Denial by government of the nature, consequences or means of transmission of HIV has had a devastating impact on health providers and their patients throughout the world. In China, for example, Ma Shiwen, a leading health official in China's AIDS-stricken Henan province, was arrested in August 2003 for leaking documents to the public about a government-sponsored blood-selling program in which tens of thousands of villagers became HIV-positive through blood transfusions.
Worse yet, in Libya, doctors and nurses became scapegoats for the lack of an effective AIDS policy. In 1999 about 400 children in a Tripoli hospital tested positive for HIV. The government accused 16 health professionals, including five Bulgarian nurses and a Palestinian physician, of deliberately infecting the children. The Libyan health professionals were charged only with negligence, and all were eventually acquitted. The foreign health workers were accused of "attacking the security of the state," as well as intentionally killing the youths. The six were imprisoned, denied access to anyone from the outside world for over 10 months, tortured, forced to give false confessions and in some cases raped. They met with lawyers for the first time only after the trial began.
After five years of incarceration, the doctor and nurses working in Libya finally had a chance to defend themselves and demonstrated that the virus was transmitted by the lack of sound infection controls in the hospital. Professor Luc Montagnier, the co-discoverer of HIV, testified that infections at the hospital likely began before the defendants arrived at the hospital and also continued to spread after they were arrested. He also found practices that would increase transmission, including the re-use of unsterilized needles. Despite the expert testimony, the doctor and nurses were nevertheless convicted and sentenced to death in May 2004.

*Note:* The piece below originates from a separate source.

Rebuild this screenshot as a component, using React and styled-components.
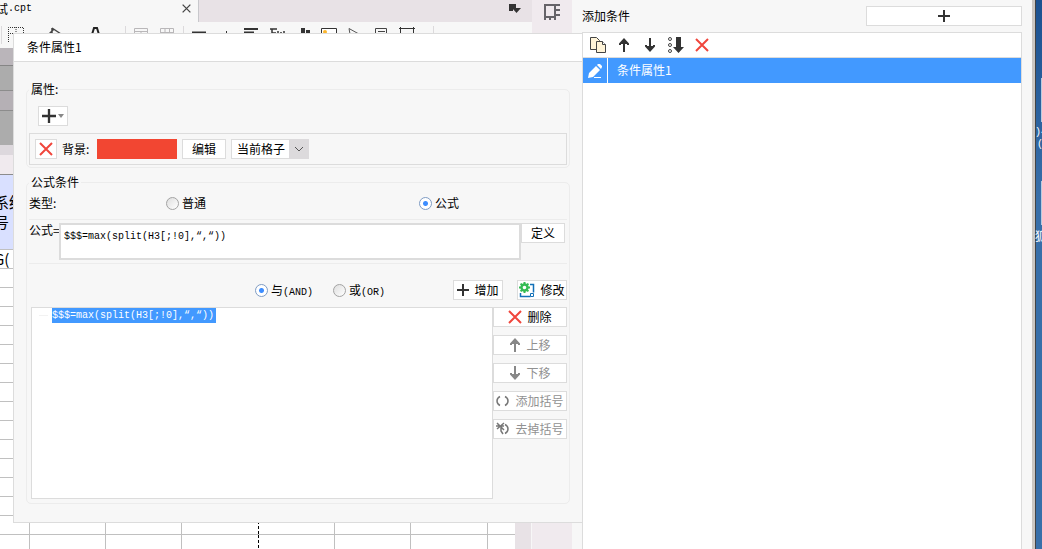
import { useState } from "react";
import styled, { createGlobalStyle } from "styled-components";

const GlobalStyle = createGlobalStyle`
  * {
    box-sizing: border-box;
  }

  body {
    margin: 0;
    overflow: hidden;
    font-family: "Noto Sans CJK SC", sans-serif;
    font-size: 12px;
    line-height: 18px;
    color: #000;
  }

  button, input, select, textarea {
    margin: 0;
    font: inherit;
    color: inherit;
  }

  svg {
    display: block;
    flex: none;
  }
`;

const Screen = styled.div`
  display: flex;
  height: 100vh;
  overflow: hidden;
  background-color: #f7f7f7;
`;

const Mono = styled.span`
  font-family: "Liberation Mono", monospace;
  font-size: 10px;
  line-height: 12px;
`;

/* ---------- designer behind the dialogs ---------- */

const Designer = styled.div`
  position: relative;
  z-index: 1;
  display: flex;
  flex: 572 1 0;
  min-width: 0;
`;

const Workspace = styled.div`
  display: flex;
  flex-direction: column;
  flex: 1;
  min-width: 0;
`;

const TabBar = styled.div`
  display: flex;
  justify-content: space-between;
  height: 22px;
  flex: none;
  background-color: #e8e2e6;
`;

const Tab = styled.div`
  display: flex;
  justify-content: space-between;
  width: 199px;
  padding-right: 7px;
  background-color: #f7f7f7;
  border-right: 1px solid #c8c8cc;
`;

const TabName = styled.span`
  display: flex;
  align-items: center;
  justify-content: flex-end;
  width: 32px;
  height: 18px;
  overflow: hidden;
  white-space: nowrap;
`;

const PlainBtn = styled.button`
  display: flex;
  align-items: center;
  justify-content: center;
  padding: 0;
  border: none;
  background: none;
`;

const TabClose = styled(PlainBtn)`
  height: 16px;
`;

const TabMenu = styled(PlainBtn)`
  height: 16px;
  margin-right: 11px;
`;

const Toolbar = styled.div`
  display: flex;
  align-items: center;
  height: 26px;
  flex: none;
  background-color: #f7f7f7;
`;

const Tool = styled(PlainBtn)`
  flex: none;
  margin-left: ${(props) => props.$gap}px;
`;

const Separator = styled.span`
  width: 1px;
  height: 18px;
  flex: none;
  margin-left: ${(props) => props.$gap}px;
  background-color: #dcdadc;
`;

const Canvas = styled.div`
  display: flex;
  flex: 1;
  min-height: 0;
`;

const Sheet = styled.div`
  flex: 1;
  min-width: 0;
  overflow: hidden;
  background-color: #fff;
`;

const Band = styled.div`
  height: ${(props) => props.$height}px;
  background-color: ${(props) => props.$color};
  border-bottom: 1px solid ${(props) => props.$line || props.$color};
`;

const SheetRow = styled.div`
  display: grid;
  grid-template-columns: 30px 76px 76px 77px 76px 76px 77px 1fr;
  height: ${(props) => props.$height || 19}px;
  background-color: ${(props) => props.$color || "#fff"};
  border-bottom: 1px solid #c0c0c0;
`;

const Cell = styled.div`
  display: flex;
  flex-direction: column;
  align-items: flex-start;
  justify-content: center;
  overflow: hidden;
  font-size: 15px;
  line-height: 20px;
  white-space: nowrap;
  border-right: 1px ${(props) => (props.$pageBreak ? "dashed #000" : "solid #c0c0c0")};

  &:last-child {
    border-right: none;
  }

  /* the sheet is scrolled a little to the right */
  span {
    margin-left: -6px;
  }
`;

const Scrollbar = styled.div`
  width: 17px;
  background-color: #e8e2e6;
  border-right: 1px solid #f7f7f7;
`;

const Rail = styled.div`
  display: flex;
  justify-content: center;
  align-items: flex-start;
  width: 40px;
  padding-top: 4px;
  flex: none;
  background-color: #f0eaee;
`;

/* ---------- condition dialog ---------- */

const Dialog = styled.section`
  position: absolute;
  top: 33px;
  left: 13px;
  right: -10px;
  background-color: #f7f7f7;
  border: 1px solid #dcdcdc;
  border-right: none;
`;

const DialogTitle = styled.h1`
  height: 28px;
  margin: 0;
  padding: 0 13px;
  font-size: 12px;
  font-weight: 400;
  line-height: 26px;
  background-color: #fff;
  border-bottom: 1px solid #dcdcdc;
`;

const DialogBody = styled.form`
  display: flex;
  flex-direction: column;
  gap: 5px;
  padding: 18px 12px;
`;

const Group = styled.fieldset`
  min-width: 0;
  margin: 0;
  padding: 0 2px ${(props) => props.$bottom}px;
  border: 1px solid #ececec;
  border-radius: 5px;

  legend {
    margin-left: 0;
    padding: 0 2px;
    line-height: 18px;
  }
`;

const Btn = styled.button`
  display: flex;
  align-items: center;
  justify-content: center;
  gap: ${(props) => props.$gap || 5}px;
  width: ${(props) => (props.$width ? `${props.$width}px` : "100%")};
  height: 20px;
  padding: 0;
  flex: none;
  line-height: 18px;
  white-space: nowrap;
  background-color: #fff;
  border: 1px solid #dcdcdc;

  &:disabled {
    color: #919191;
  }
`;

const AddRow = styled.div`
  padding: 8px 9px 7px;
`;

const PropertyRow = styled.div`
  display: flex;
  align-items: center;
  gap: 5px;
  height: 32px;
  padding: 0 5px;
  border: 1px solid #dcdcdc;
`;

const PropertyName = styled.span`
  width: 30px;
`;

const Swatch = styled.button`
  width: 80px;
  height: 20px;
  padding: 0;
  border: none;
  background-color: #f24632;
`;

const SelectBox = styled.span`
  position: relative;
  width: 78px;
  height: 20px;
`;

const Select = styled.select`
  display: block;
  width: 100%;
  height: 100%;
  padding: 0 20px 0 5px;
  appearance: none;
  line-height: 16px;
  background-color: #fff;
  border: 1px solid #dcdcdc;
  border-radius: 0;
`;

const SelectArrow = styled.span`
  position: absolute;
  top: 0;
  right: 0;
  display: flex;
  align-items: center;
  justify-content: center;
  width: 20px;
  height: 20px;
  pointer-events: none;
  background-color: #dcdadc;
`;

const TypeRow = styled.div`
  display: grid;
  grid-template-columns: 137px 253px 1fr;
  align-items: center;
  height: 29px;
  padding-bottom: 4px;
  border-bottom: 1px solid #ececec;
`;

const RadioLabel = styled.label`
  display: flex;
  align-items: center;
  gap: 3px;
`;

const Radio = styled.input`
  appearance: none;
  width: 13px;
  height: 13px;
  border: 1px solid #a3a3a3;
  border-radius: 50%;
  background: linear-gradient(135deg, #dedede, #fff);

  &:checked {
    border-color: #7f9cc4;
    background: radial-gradient(circle, #3d8dff 0 2px, #fff 3px);
  }
`;

const FormulaRow = styled.div`
  display: flex;
  align-items: flex-start;
  padding: 3px 2px 3px 0;
  border-bottom: 1px solid #ececec;
`;

const FormulaLabel = styled.label`
  width: 30px;
  line-height: 14px;
  white-space: nowrap;
`;

const FormulaInput = styled.textarea`
  flex: 1;
  min-width: 0;
  height: 37px;
  padding: 5px 3px;
  resize: none;
  outline: none;
  overflow: hidden;
  font-family: "Liberation Mono", monospace;
  font-size: 10px;
  line-height: 14px;
  background-color: #fff;
  border: 2px solid #dcdcdc;
  border-radius: 0;
`;

const JoinRow = styled.div`
  display: flex;
  align-items: center;
  justify-content: flex-end;
  gap: 14px;
  height: 43px;
  padding-top: 9px;
`;

const JoinOptions = styled.div`
  display: flex;
  gap: 20px;
  margin-right: 54px;
`;

const ListRow = styled.div`
  display: flex;
  padding-left: 2px;
`;

const ConditionList = styled.ul`
  flex: 1;
  height: 192px;
  margin: 0;
  padding: 0 0 0 7px;
  list-style: none;
  background-color: #fff;
  border: 1px solid #dcdcdc;
`;

const Condition = styled.li`
  display: flex;
  align-items: center;
  gap: 4px;

  &::before {
    content: "";
    width: 9px;
    height: 1px;
    background-color: #f2f2f2;
  }
`;

const ConditionText = styled.span`
  height: 15px;
  padding-right: 2px;
  font-family: "Liberation Mono", monospace;
  font-size: 10px;
  line-height: 15px;
  color: #fff;
  background-color: #4299ff;
`;

const Actions = styled.div`
  display: flex;
  flex-direction: column;
  gap: 8px;
  width: 74px;
`;

/* ---------- condition list on the right ---------- */

const SidePanel = styled.aside`
  display: flex;
  flex-direction: column;
  flex: 440 1 20px;
  min-width: 0;
  padding: 6px 10px 0;
`;

const SideHead = styled.div`
  display: flex;
  justify-content: space-between;
  height: 26px;

  h2 {
    margin: 0;
    font-size: 12px;
    font-weight: 400;
    line-height: 20px;
  }
`;

const SideList = styled.div`
  flex: 1;
  background-color: #fff;
  border: 1px solid #dcdcdc;
  border-bottom: none;
`;

const SideTools = styled.div`
  display: flex;
  align-items: center;
  height: 25px;
  padding-left: 6px;
  border-bottom: 1px solid #dcdcdc;
`;

const SideTool = styled(PlainBtn)`
  width: 26px;
  height: 24px;

  &:first-child {
    width: 18px;
    margin-right: 4px;
  }
`;

const SideItem = styled.div`
  display: flex;
  height: 25px;
  line-height: 24px;
  color: #fff;
  background-color: #4299ff;
`;

const EditMark = styled.span`
  display: flex;
  align-items: center;
  justify-content: center;
  width: 25px;
  margin-right: 9px;
  border-right: 1px solid #fff;
`;

const Desktop = styled.div`
  display: flex;
  flex-direction: column;
  width: 10px;
  flex: none;
  overflow: hidden;
  color: #fff;
  line-height: 12px;
  border-left: 3px solid #cbc7c3;
  background: linear-gradient(#1c5190, #386fa9 200px);
  box-shadow: inset 1px 0 #444;
`;

const Shortcut = styled.div`
  display: flex;
  flex-direction: column;
  align-items: flex-start;
  height: 103px;
  padding-top: ${(props) => props.$top || 0}px;
  box-sizing: content-box;
  white-space: nowrap;

  &::before {
    content: "";
    align-self: flex-end;
    width: 1px;
    height: 44px;
    margin-bottom: 5px;
    background-color: #b8cbe0;
  }

  span + span {
    padding-left: 2px;
  }
`;

/* ---------- icons ---------- */

const PlusIcon = ({ size = 12 }) => (
  <svg width={size} height={size} viewBox="0 0 12 12">
    <path d="M6 0v12M0 6h12" stroke="#333" strokeWidth="2" fill="none" />
  </svg>
);

const CrossIcon = ({ size = 14, color = "#f0463c", weight = 2 }) => (
  <svg width={size} height={size} viewBox="0 0 14 14">
    <path d="M1 1l12 12M13 1L1 13" stroke={color} strokeWidth={weight} fill="none" />
  </svg>
);

const ArrowIcon = ({ down, color = "#333" }) => (
  <svg width="12" height="14" viewBox="0 0 12 14">
    <path
      d="M5 14V6H3v1H1V5.500L6 0l5 5.500V7H9V6H7v8z"
      fill={color}
      transform={down ? "rotate(180 6 7)" : undefined}
    />
  </svg>
);

const CopyIcon = () => (
  <svg width="18" height="18" viewBox="0 0 18 18">
    <g fill="#fff4d8" stroke="#444">
      <path d="M1.500 1.500h6l3 3v9h-9z" />
      <path d="M7.500 5.500h6l3 3v8h-9z" />
      <path d="M13.500 5.500v3h3" fill="#fff" />
    </g>
  </svg>
);

const SortIcon = () => (
  <svg width="16" height="16" viewBox="0 0 16 16">
    <g fill="none" stroke="#444">
      <circle cx="2" cy="2" r="1.500" />
      <circle cx="2" cy="8" r="1.500" />
      <circle cx="2" cy="14" r="1.500" />
    </g>
    <path d="M8 0h5v10h3l-5.500 6L5 10h3z" fill="#333" />
  </svg>
);

const PencilIcon = () => (
  <svg width="14" height="14" viewBox="0 0 14 14">
    <path d="M0 14l1-5 7-7 4 4-7 7zM9 1l1-1h2l2 2v1l-1 2zM6 13h7v1H6z" fill="#fff" />
  </svg>
);

const ModifyIcon = () => (
  <svg width="16" height="16" viewBox="0 0 16 16">
    <path d="M1.500 11v3.500h10M11 2.500h3.500v8" fill="none" stroke="#1270b8" strokeWidth="1.500" />
    <path d="M11.500 11.500h3v3h-3z" fill="#fff" stroke="#1270b8" />
    <circle cx="5.500" cy="5.500" r="3" fill="#fff" stroke="#34bb53" strokeWidth="2.400" />
    <path
      d="M5.500 0v2M5.500 9v2M0 5.500h2M9 5.500h2M1.600 1.600L3 3M8 8l1.400 1.400M9.400 1.600L8 3M3 8L1.600 9.400"
      stroke="#34bb53"
      strokeWidth="2"
    />
  </svg>
);

const BracketIcon = ({ removed }) => (
  <svg width="14" height="14" viewBox="0 0 14 14" fill="none" stroke="#777" strokeWidth="1.500">
    <path d="M9 2.500q3 1.500 3 4.500t-3 4.500" />
    {removed ? <path d="M1 1l7 7M8 1L1 7M0 4h8M5 5v4l2 3" /> : <path d="M4 2.500Q1 4 1 7t3 4.500" />}
  </svg>
);

const DockIcon = () => (
  <svg width="12" height="11" viewBox="0 0 12 11">
    <path d="M0 1h7v4H4v3H0z" fill="#333" />
    <path d="M3 5h9l-4.500 5z" fill="#333" />
  </svg>
);

const CellIcon = () => (
  <svg width="16" height="16" viewBox="0 0 16 16" fill="none" stroke="#666469" strokeWidth="2">
    <path d="M1 16V1h10v12H1M11 1h5M11 6h5M11 11h5M6 12v4M11 12v4" />
  </svg>
);

const toolDrawings = {
  border: <path d="M.5 15V.5h15V15M8 0v15M0 6.500h16" stroke="#333" strokeDasharray="1 1" />,
  fill: <path d="M4 1v5M4 1l9 6-6 6-6-6 5-5" stroke="#444" strokeWidth="1.500" />,
  font: <path d="M3 14L7 1h3l4 13M5 9h7" stroke="#222" strokeWidth="2" />,
  merge: <path d="M1.500 1.500h13v12h-13zM1 4.500h14M8 4v9" stroke="#b9b7b9" />,
  split: <path d="M1.500 1.500h13v12h-13zM1 5.500h14M6 1v12M10.500 1v12" stroke="#b9b7b9" />,
  line: <path d="M1 5.500h14" stroke="#333" strokeWidth="2" />,
  move: <path d="M8.500 4v8M5 8h7" stroke="#333" />,
  align: <path d="M1 2h14M1 5.500h10M1 9h14" stroke="#333" strokeWidth="2" />,
  text: <path d="M1 2h7M3 2v10M3 6h4M9 4v8M12 5v7M14 5h2" stroke="#333" strokeWidth="1.500" />,
  chart: <path d="M5 1v12M10 3v10" stroke="#333" strokeWidth="4" />,
  image: (
    <>
      <path d="M.5 1.500h15v12H.5z" fill="#fff" stroke="#333" />
      <circle cx="4" cy="5" r="2" fill="#fcb62c" />
    </>
  ),
  pointer: <path d="M4 1.500l9 5-5 1-2 5z" stroke="#555" />,
  report: <path d="M2.500 1.500h11v12h-11zM5 4.500h7M5 7.500h7" stroke="#444" />,
  frame: <path d="M0 1.500h16M1.500 0v14M14.500 0v14" stroke="#333" />,
};

// null marks a separator
const tools = [
  [null, 1],
  ["border", 6],
  ["fill", 24],
  ["font", 23],
  [null, 22],
  ["merge", 7],
  ["split", 10],
  [null, 8],
  ["line", 7],
  ["move", 11],
  ["align", 9],
  ["text", 10],
  ["chart", 13],
  ["image", 7],
  ["pointer", 8],
  ["report", 12],
  ["frame", 10],
  [null, 18],
];

const emptyRows = Array.from({ length: 16 }, (_, i) => i);

function Cells({ children }) {
  return [0, 1, 2, 3, 4, 5, 6, 7].map((col) => (
    <Cell key={col} $pageBreak={col === 3}>
      {col === 0 && children}
    </Cell>
  ));
}

function ReportDesigner() {
  return (
    <>
      <Workspace>
        <TabBar>
          <Tab>
            <TabName>
              试<Mono>.cpt</Mono>
            </TabName>
            <TabClose aria-label="close">
              <CrossIcon size={9} color="#444" />
            </TabClose>
          </Tab>
          <TabMenu aria-label="tabs">
            <DockIcon />
          </TabMenu>
        </TabBar>
        <Toolbar>
          {tools.map(([name, gap], i) =>
            name ? (
              <Tool key={name} $gap={gap} aria-label={name}>
                <svg width="16" height="16" viewBox="0 0 16 16" fill="none">
                  {toolDrawings[name]}
                </svg>
              </Tool>
            ) : (
              <Separator key={i} $gap={gap} />
            )
          )}
        </Toolbar>
        <Canvas>
          <Sheet>
            <Band $height={18} $color="#bab5ba" $line="#858585" />
            <Band $height={25} $color="#acacac" $line="#8c8c8c" />
            <Band $height={20} $color="#b5b0b5" $line="#8c8c8c" />
            <Band $height={34} $color="#acacac" />
            <Band $height={10} $color="#ddd8dd" />
            <Band $height={20} $color="#f0eaee" $line="#8c8c8c" />
            <SheetRow $height={75} $color="#d9e0ff">
              <Cells>
                <span>系统</span>
                <span>号</span>
              </Cells>
            </SheetRow>
            <SheetRow>
              <Cells>
                <span>G(</span>
              </Cells>
            </SheetRow>
            {emptyRows.map((row) => (
              <SheetRow key={row}>
                <Cells />
              </SheetRow>
            ))}
          </Sheet>
          <Scrollbar />
        </Canvas>
      </Workspace>
      <Rail>
        <CellIcon />
      </Rail>
    </>
  );
}

function ConditionDialog() {
  const [type, setType] = useState("formula");
  const [join, setJoin] = useState("and");
  const [formula, setFormula] = useState("$$$=max(split(H3[;!0],“,“))");

  return (
    <Dialog>
      <DialogTitle>条件属性1</DialogTitle>
      <DialogBody onSubmit={(e) => e.preventDefault()}>
        <Group $bottom={2}>
          <legend>属性:</legend>
          <AddRow>
            <Btn type="button" $width={30} $gap={2} aria-label="add">
              <PlusIcon size={14} />
              <svg width="6" height="4" viewBox="0 0 6 4">
                <path d="M0 0h6L3 4z" fill="#888" />
              </svg>
            </Btn>
          </AddRow>
          <PropertyRow>
            <Btn type="button" $width={22} aria-label="remove">
              <CrossIcon />
            </Btn>
            <PropertyName>背景:</PropertyName>
            <Swatch type="button" aria-label="color" />
            <Btn type="button" $width={44}>
              编辑
            </Btn>
            <SelectBox>
              <Select aria-label="scope">
                <option>当前格子</option>
              </Select>
              <SelectArrow>
                <svg width="10" height="6" viewBox="0 0 10 6">
                  <path d="M1 1l4 4 4-4" fill="none" stroke="#555" />
                </svg>
              </SelectArrow>
            </SelectBox>
          </PropertyRow>
        </Group>

        <Group $bottom={4}>
          <legend>公式条件</legend>
          <TypeRow>
            <span>类型:</span>
            <RadioLabel>
              <Radio
                type="radio"
                name="type"
                checked={type === "normal"}
                onChange={() => setType("normal")}
              />
              普通
            </RadioLabel>
            <RadioLabel>
              <Radio
                type="radio"
                name="type"
                checked={type === "formula"}
                onChange={() => setType("formula")}
              />
              公式
            </RadioLabel>
          </TypeRow>
          <FormulaRow>
            <FormulaLabel htmlFor="formula">公式=</FormulaLabel>
            <FormulaInput
              id="formula"
              spellCheck={false}
              value={formula}
              onChange={(e) => setFormula(e.target.value)}
            />
            <Btn type="button" $width={44}>
              定义
            </Btn>
          </FormulaRow>
          <JoinRow>
            <JoinOptions>
              <RadioLabel>
                <Radio
                  type="radio"
                  name="join"
                  checked={join === "and"}
                  onChange={() => setJoin("and")}
                />
                <span>
                  与<Mono>(AND)</Mono>
                </span>
              </RadioLabel>
              <RadioLabel>
                <Radio
                  type="radio"
                  name="join"
                  checked={join === "or"}
                  onChange={() => setJoin("or")}
                />
                <span>
                  或<Mono>(OR)</Mono>
                </span>
              </RadioLabel>
            </JoinOptions>
            <Btn type="button" $width={50}>
              <PlusIcon />
              增加
            </Btn>
            <Btn type="button" $width={50}>
              <ModifyIcon />
              修改
            </Btn>
          </JoinRow>
          <ListRow>
            <ConditionList>
              <Condition>
                <ConditionText>{"$$$=max(split(H3[;!0],“,“))"}</ConditionText>
              </Condition>
            </ConditionList>
            <Actions>
              <Btn type="button">
                <CrossIcon />
                删除
              </Btn>
              <Btn type="button" disabled>
                <ArrowIcon color="#888" />
                上移
              </Btn>
              <Btn type="button" disabled>
                <ArrowIcon down color="#888" />
                下移
              </Btn>
              <Btn type="button" disabled>
                <BracketIcon />
                添加括号
              </Btn>
              <Btn type="button" disabled>
                <BracketIcon removed />
                去掉括号
              </Btn>
            </Actions>
          </ListRow>
        </Group>
      </DialogBody>
    </Dialog>
  );
}

function ConditionPanel() {
  return (
    <SidePanel>
      <SideHead>
        <h2>添加条件</h2>
        <Btn type="button" $width={156} aria-label="add condition">
          <PlusIcon />
        </Btn>
      </SideHead>
      <SideList>
        <SideTools>
          <SideTool aria-label="copy">
            <CopyIcon />
          </SideTool>
          <SideTool aria-label="up">
            <ArrowIcon />
          </SideTool>
          <SideTool aria-label="down">
            <ArrowIcon down />
          </SideTool>
          <SideTool aria-label="sort">
            <SortIcon />
          </SideTool>
          <SideTool aria-label="delete">
            <CrossIcon />
          </SideTool>
        </SideTools>
        <SideItem>
          <EditMark>
            <PencilIcon />
          </EditMark>
          条件属性1
        </SideItem>
      </SideList>
    </SidePanel>
  );
}

function App() {
  return (
    <Screen>
      <GlobalStyle />
      <Designer>
        <ReportDesigner />
        <ConditionDialog />
      </Designer>
      <ConditionPanel />
      <Desktop>
        <Shortcut $top={78}>
          <Mono>)4</Mono>
          <Mono>(</Mono>
        </Shortcut>
        <Shortcut>狐</Shortcut>
      </Desktop>
    </Screen>
  );
}

export default App;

Appeals from physicians around the world, organized by Physicians for Human Rights and others, protested the fairness of the trial, the verdict and the death sentences. In December 2004, the Libyan government announced that the six health professionals would not be executed but demanded that Bulgaria compensate the families of the victims for their losses and reimburse the hospital for the cost of treatment. Bulgaria has refused, and the six remain imprisoned.
Sorta makes you wonder if ignoring science in the service of political nonsense is a bug or a feature.
Not that it makes much of a difference if you're dead.
Way to convince humanitarians to help keep people from dying.